The manufacturing leader revealed that an enlarged committee comprising industry stakeholders, NAFDAC, and the Ministry of Health had validated the National Alcohol Policy in October. This policy recommended a multi-sectoral approach involving tighter law enforcement and public awareness campaigns instead of an outright ban.
Counterarguments and Industry Position
MAN has challenged the fundamental justification for the ban, describing claims that sachet alcohol fuels underage consumption as "unfounded." The association pointed to independent research commissioned by government agencies that reportedly dismissed such assertions.
Ajayi-Kadir highlighted the industry's substantial investment in responsible drinking campaigns, noting that manufacturers have already committed over N1 billion to awareness programs across various media platforms to discourage alcohol abuse.
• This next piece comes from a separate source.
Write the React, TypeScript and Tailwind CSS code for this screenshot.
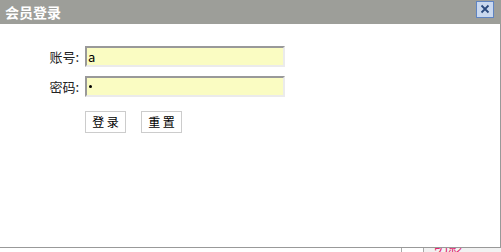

The association further argued that sachet packaging was originally introduced to serve adults with low purchasing power by offering smaller, affordable portions that could actually help reduce excessive consumption.
Broader Economic Implications
MAN warned that enforcing the ban would not only cause massive job losses but also disrupt manufacturing operations and further harm Nigeria's already fragile economy.
"This decision is unfair and counterproductive," Ajayi-Kadir stated. "It risks destroying indigenous businesses, reducing capacity utilization, and handing the market over to smugglers and foreign brands that are harder to regulate."
The association cautioned that banning regulated sachet products could have unintended consequences, potentially driving consumers toward unregulated, illicit beverages that pose even greater health risks.
"Once a product is not illegal, the sustainable way to manage access is through effective regulation, not prohibition," Ajayi-Kadir concluded, emphasizing MAN's position that regulation rather than outright ban represents the more balanced approach.
The looming ban comes amid international concerns about alcohol safety, with the United Kingdom's Foreign, Commonwealth & Development Office recently issuing warnings about rising cases of methanol poisoning linked to counterfeit alcoholic drinks in Nigeria and seven other countries.